**SUPPLIED DATA**

◆ ◆ ◆ ◆ ◆

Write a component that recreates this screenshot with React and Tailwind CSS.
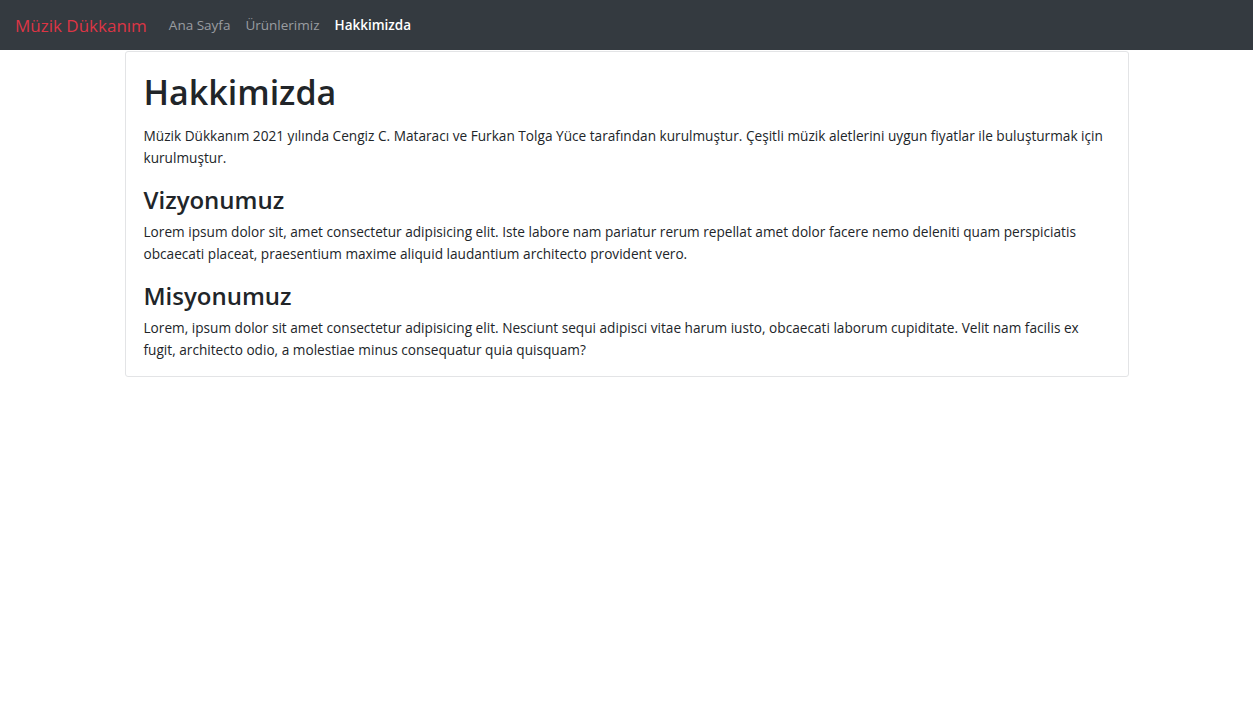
import React from 'react';

const NAV_LINKS = [
  { label: 'Ana Sayfa', active: false },
  { label: 'Ürünlerimiz', active: false },
  { label: 'Hakkimizda', active: true },
];

const font = { fontFamily: '"Open Sans", "Noto Sans", sans-serif' };

const App = () => {
  return (
    <div className="min-h-screen bg-white text-[#212529]" style={font}>
      {/* Navbar */}
      <nav className="h-[50px] bg-[#343a40] flex items-center px-[15px] pt-px">
        <a href="#" className="text-[#dc3545] text-[17px] mr-[22px]">
          Müzik Dükkanım
        </a>
        <div className="flex items-center gap-[15px] text-[13.5px]">
          {NAV_LINKS.map((link) => (
            <a
              key={link.label}
              href="#"
              className={link.active ? 'text-white font-semibold' : 'text-[#9a9da0]'}
            >
              {link.label}
            </a>
          ))}
        </div>
      </nav>

      {/* Hakkimizda kartı */}
      <div className="w-[1004px] mx-auto mt-px border border-[#e3e4e6] rounded-[3px] px-[18px] pt-[19px] pb-[15px]">
        <h1 className="text-[34px] leading-[42px] font-semibold mb-[12px]">Hakkimizda</h1>
        <p className="text-[13.65px] leading-[22px] mb-[16px]">
          Müzik Dükkanım 2021 yılında Cengiz C. Mataracı ve Furkan Tolga Yüce tarafından kurulmuştur. Çeşitli müzik aletlerini uygun fiyatlar ile buluşturmak için kurulmuştur.
        </p>
        <h3 className="text-[24px] leading-[29px] font-semibold mb-[7px]">Vizyonumuz</h3>
        <p className="text-[13.65px] leading-[22px] mb-[16px]">
          Lorem ipsum dolor sit, amet consectetur adipisicing elit. Iste labore nam pariatur rerum repellat amet dolor facere nemo deleniti quam perspiciatis obcaecati placeat, praesentium maxime aliquid laudantium architecto provident vero.
        </p>
        <h3 className="text-[24px] leading-[29px] font-semibold mb-[7px]">Misyonumuz</h3>
        <p className="text-[13.65px] leading-[22px]">
          Lorem, ipsum dolor sit amet consectetur adipisicing elit. Nesciunt sequi adipisci vitae harum iusto, obcaecati laborum cupiditate. Velit nam facilis ex fugit, architecto odio, a molestiae minus consequatur quia quisquam?
        </p>
      </div>
    </div>
  );
};

export default App;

◆ ◆ ◆ ◆ ◆

**TASK DETAILS**
Copy the listing exactly. Any image in it stays out of the copy.

**RESPONSE TO THIS TASK**
Write a component that recreates this screenshot with React and Tailwind CSS.
import React from 'react';

const NAV_LINKS = [
  { label: 'Ana Sayfa', active: false },
  { label: 'Ürünlerimiz', active: false },
  { label: 'Hakkimizda', active: true },
];

const font = { fontFamily: '"Open Sans", "Noto Sans", sans-serif' };

const App = () => {
  return (
    <div className="min-h-screen bg-white text-[#212529]" style={font}>
      {/* Navbar */}
      <nav className="h-[50px] bg-[#343a40] flex items-center px-[15px] pt-px">
        <a href="#" className="text-[#dc3545] text-[17px] mr-[22px]">
          Müzik Dükkanım
        </a>
        <div className="flex items-center gap-[15px] text-[13.5px]">
          {NAV_LINKS.map((link) => (
            <a
              key={link.label}
              href="#"
              className={link.active ? 'text-white font-semibold' : 'text-[#9a9da0]'}
            >
              {link.label}
            </a>
          ))}
        </div>
      </nav>

      {/* Hakkimizda kartı */}
      <div className="w-[1004px] mx-auto mt-px border border-[#e3e4e6] rounded-[3px] px-[18px] pt-[19px] pb-[15px]">
        <h1 className="text-[34px] leading-[42px] font-semibold mb-[12px]">Hakkimizda</h1>
        <p className="text-[13.65px] leading-[22px] mb-[16px]">
          Müzik Dükkanım 2021 yılında Cengiz C. Mataracı ve Furkan Tolga Yüce tarafından kurulmuştur. Çeşitli müzik aletlerini uygun fiyatlar ile buluşturmak için kurulmuştur.
        </p>
        <h3 className="text-[24px] leading-[29px] font-semibold mb-[7px]">Vizyonumuz</h3>
        <p className="text-[13.65px] leading-[22px] mb-[16px]">
          Lorem ipsum dolor sit, amet consectetur adipisicing elit. Iste labore nam pariatur rerum repellat amet dolor facere nemo deleniti quam perspiciatis obcaecati placeat, praesentium maxime aliquid laudantium architecto provident vero.
        </p>
        <h3 className="text-[24px] leading-[29px] font-semibold mb-[7px]">Misyonumuz</h3>
        <p className="text-[13.65px] leading-[22px]">
          Lorem, ipsum dolor sit amet consectetur adipisicing elit. Nesciunt sequi adipisci vitae harum iusto, obcaecati laborum cupiditate. Velit nam facilis ex fugit, architecto odio, a molestiae minus consequatur quia quisquam?
        </p>
      </div>
    </div>
  );
};

export default App;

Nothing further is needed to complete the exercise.